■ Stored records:
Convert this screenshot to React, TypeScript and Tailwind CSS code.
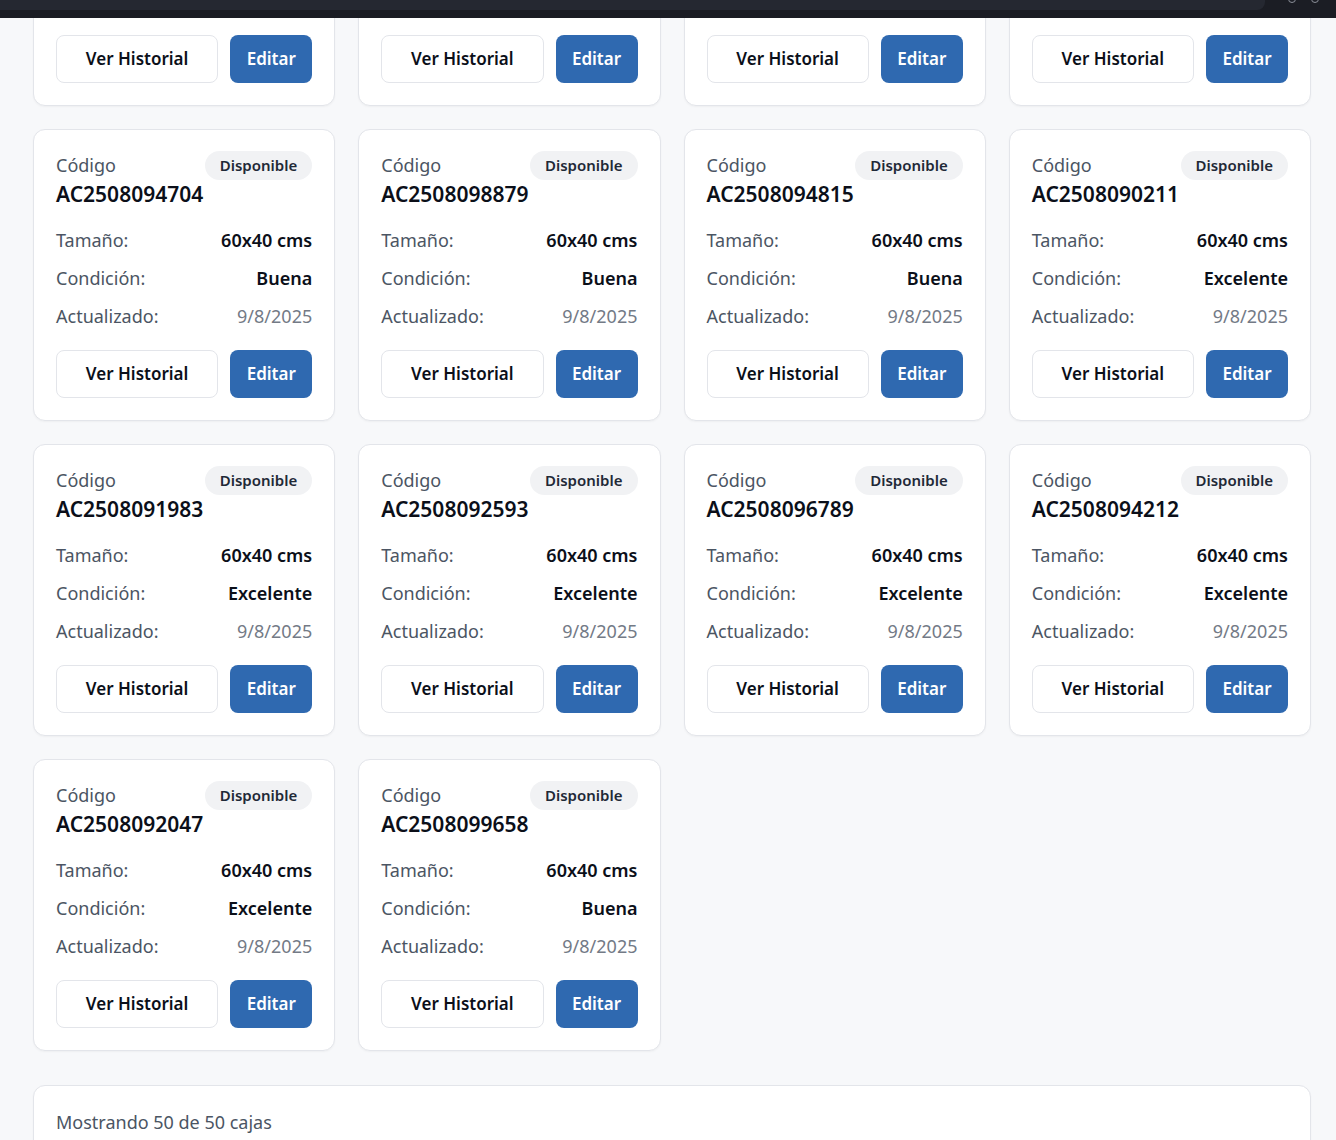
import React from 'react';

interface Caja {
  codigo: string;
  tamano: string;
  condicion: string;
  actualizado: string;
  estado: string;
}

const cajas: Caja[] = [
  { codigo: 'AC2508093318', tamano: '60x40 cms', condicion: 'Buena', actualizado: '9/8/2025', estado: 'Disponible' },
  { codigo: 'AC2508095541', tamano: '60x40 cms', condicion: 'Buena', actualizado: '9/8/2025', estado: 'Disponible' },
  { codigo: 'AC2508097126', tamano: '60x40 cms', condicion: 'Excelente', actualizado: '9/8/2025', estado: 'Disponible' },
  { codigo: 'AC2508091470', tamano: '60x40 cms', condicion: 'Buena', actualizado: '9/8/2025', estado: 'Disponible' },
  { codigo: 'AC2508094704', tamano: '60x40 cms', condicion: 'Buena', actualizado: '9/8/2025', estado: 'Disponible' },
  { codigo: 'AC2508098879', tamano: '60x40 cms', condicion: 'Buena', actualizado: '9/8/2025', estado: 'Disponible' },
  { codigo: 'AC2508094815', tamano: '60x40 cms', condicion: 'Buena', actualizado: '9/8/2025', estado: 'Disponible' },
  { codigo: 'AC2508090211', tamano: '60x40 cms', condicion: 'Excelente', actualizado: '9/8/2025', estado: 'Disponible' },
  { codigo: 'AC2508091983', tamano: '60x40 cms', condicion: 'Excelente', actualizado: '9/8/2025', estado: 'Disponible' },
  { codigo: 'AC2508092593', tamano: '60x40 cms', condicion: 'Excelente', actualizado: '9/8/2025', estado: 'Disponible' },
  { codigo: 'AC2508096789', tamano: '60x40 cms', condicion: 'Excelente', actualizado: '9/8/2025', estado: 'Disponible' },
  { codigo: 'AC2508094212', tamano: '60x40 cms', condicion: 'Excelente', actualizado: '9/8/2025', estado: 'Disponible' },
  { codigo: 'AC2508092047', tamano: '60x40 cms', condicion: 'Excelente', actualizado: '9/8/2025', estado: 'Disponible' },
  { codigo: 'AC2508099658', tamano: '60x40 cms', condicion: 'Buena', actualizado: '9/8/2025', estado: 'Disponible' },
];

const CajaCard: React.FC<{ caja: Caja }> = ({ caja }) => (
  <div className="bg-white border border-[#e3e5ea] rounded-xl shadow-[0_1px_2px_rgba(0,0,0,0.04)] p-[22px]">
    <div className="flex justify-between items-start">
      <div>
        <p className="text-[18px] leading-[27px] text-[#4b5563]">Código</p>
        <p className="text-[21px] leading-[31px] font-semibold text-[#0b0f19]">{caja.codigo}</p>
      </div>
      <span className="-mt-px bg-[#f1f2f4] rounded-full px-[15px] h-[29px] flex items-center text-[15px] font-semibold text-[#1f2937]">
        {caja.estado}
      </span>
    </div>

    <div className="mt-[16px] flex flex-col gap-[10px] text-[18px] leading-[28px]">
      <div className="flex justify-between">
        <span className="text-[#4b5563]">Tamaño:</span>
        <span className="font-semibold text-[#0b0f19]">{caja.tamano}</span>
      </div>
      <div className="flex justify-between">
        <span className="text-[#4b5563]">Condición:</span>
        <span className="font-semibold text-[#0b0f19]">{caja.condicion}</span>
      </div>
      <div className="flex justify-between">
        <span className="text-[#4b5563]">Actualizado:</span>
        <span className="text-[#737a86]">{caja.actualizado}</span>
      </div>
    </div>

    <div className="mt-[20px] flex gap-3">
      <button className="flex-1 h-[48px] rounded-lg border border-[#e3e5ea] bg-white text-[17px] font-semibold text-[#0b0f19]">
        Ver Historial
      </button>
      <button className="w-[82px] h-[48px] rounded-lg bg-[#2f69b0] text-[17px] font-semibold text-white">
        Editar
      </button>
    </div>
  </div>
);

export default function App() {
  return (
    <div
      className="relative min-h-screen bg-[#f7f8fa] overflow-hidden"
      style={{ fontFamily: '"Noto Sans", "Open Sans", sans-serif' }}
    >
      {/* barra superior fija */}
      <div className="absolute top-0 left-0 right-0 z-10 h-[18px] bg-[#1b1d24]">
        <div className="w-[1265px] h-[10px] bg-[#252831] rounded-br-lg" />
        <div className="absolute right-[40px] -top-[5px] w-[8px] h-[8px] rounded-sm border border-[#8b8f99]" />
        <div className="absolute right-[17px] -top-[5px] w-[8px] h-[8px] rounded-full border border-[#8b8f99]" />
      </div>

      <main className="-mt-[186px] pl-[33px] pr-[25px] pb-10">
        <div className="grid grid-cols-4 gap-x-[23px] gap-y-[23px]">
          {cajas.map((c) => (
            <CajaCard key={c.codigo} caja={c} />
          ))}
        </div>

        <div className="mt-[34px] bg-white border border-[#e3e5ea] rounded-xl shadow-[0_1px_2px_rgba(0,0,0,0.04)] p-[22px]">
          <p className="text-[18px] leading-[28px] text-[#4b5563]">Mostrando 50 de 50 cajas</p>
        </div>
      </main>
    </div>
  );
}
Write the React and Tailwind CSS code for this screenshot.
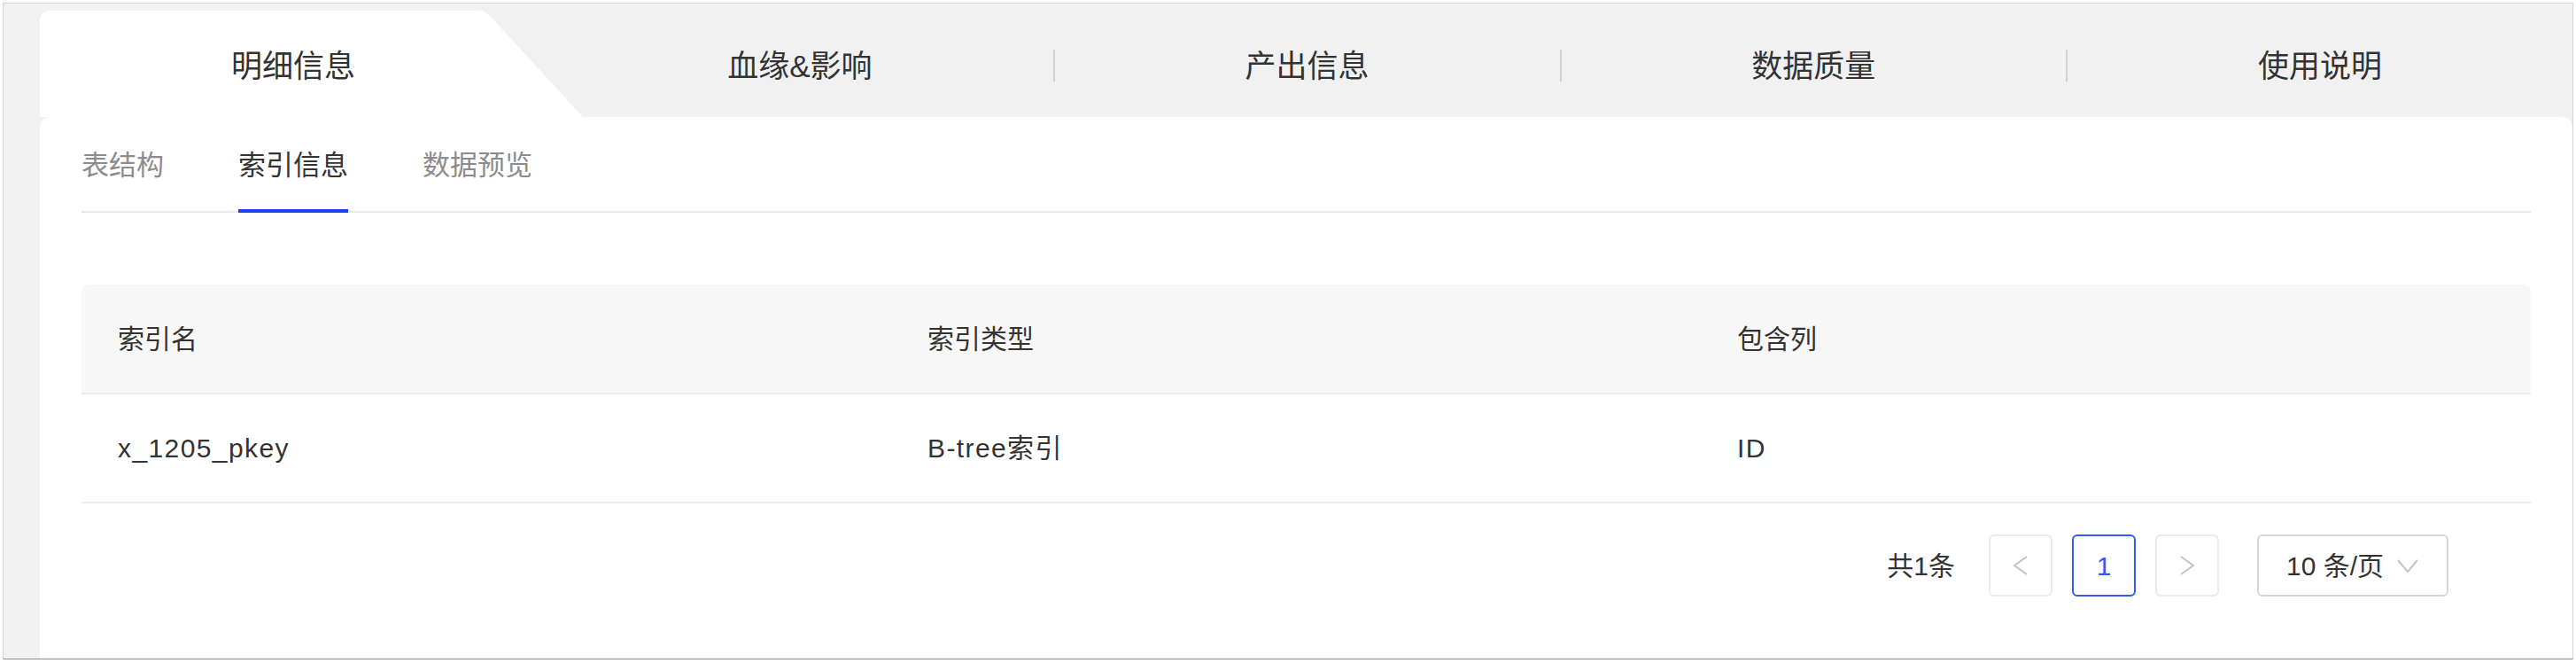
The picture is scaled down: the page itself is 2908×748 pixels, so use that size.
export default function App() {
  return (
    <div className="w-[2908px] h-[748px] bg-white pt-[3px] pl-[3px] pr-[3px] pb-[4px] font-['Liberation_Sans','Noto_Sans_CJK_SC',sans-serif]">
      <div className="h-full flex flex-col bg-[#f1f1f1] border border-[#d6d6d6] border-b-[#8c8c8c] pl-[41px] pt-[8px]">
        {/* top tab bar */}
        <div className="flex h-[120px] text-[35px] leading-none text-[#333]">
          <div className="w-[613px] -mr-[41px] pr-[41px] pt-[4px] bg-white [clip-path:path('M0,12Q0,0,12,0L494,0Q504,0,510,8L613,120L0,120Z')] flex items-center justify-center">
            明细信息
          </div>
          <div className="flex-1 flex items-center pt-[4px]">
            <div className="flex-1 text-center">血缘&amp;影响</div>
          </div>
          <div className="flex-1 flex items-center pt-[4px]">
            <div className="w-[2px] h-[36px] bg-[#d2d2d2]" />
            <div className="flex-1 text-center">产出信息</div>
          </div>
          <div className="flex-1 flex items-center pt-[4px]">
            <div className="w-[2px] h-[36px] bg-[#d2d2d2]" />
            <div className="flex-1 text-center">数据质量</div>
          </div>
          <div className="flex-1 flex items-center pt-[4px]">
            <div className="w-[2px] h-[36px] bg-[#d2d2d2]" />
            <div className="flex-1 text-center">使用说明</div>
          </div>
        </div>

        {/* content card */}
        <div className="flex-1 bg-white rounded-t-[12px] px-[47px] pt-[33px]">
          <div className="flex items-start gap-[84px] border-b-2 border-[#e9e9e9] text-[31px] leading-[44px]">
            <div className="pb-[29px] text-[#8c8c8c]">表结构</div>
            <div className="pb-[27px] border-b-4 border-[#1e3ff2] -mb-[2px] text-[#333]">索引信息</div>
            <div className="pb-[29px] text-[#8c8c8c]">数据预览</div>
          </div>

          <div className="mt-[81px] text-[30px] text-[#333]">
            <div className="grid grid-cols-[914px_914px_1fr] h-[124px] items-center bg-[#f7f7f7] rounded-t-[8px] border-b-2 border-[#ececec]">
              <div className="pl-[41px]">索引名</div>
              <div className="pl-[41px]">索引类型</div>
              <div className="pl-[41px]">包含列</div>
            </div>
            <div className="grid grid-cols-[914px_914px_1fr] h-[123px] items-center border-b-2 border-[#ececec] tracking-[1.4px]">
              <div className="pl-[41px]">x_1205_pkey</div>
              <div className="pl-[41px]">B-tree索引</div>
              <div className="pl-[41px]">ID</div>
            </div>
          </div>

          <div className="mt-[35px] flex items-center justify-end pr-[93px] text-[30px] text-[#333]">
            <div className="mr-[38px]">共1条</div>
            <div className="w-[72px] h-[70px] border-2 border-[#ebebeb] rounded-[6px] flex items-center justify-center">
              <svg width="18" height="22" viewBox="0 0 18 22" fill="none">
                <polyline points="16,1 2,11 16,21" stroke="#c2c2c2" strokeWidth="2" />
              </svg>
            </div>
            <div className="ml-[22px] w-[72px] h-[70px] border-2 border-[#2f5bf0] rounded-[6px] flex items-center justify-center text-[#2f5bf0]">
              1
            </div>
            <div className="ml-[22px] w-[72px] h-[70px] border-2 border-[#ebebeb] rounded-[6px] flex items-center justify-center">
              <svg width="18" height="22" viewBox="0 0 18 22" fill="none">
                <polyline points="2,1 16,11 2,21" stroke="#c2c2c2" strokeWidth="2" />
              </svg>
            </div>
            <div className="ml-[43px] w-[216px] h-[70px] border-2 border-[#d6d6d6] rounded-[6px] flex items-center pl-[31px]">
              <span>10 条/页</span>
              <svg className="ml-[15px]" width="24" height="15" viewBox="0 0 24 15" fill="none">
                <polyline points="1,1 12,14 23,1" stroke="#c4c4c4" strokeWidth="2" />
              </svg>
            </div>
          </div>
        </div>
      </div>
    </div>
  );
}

■ TASK TO CARRY OUT:
Scan the material above and determine how many lines include the word "code"; report only the number.

■ SOLUTION TO THE PROBLEM:
2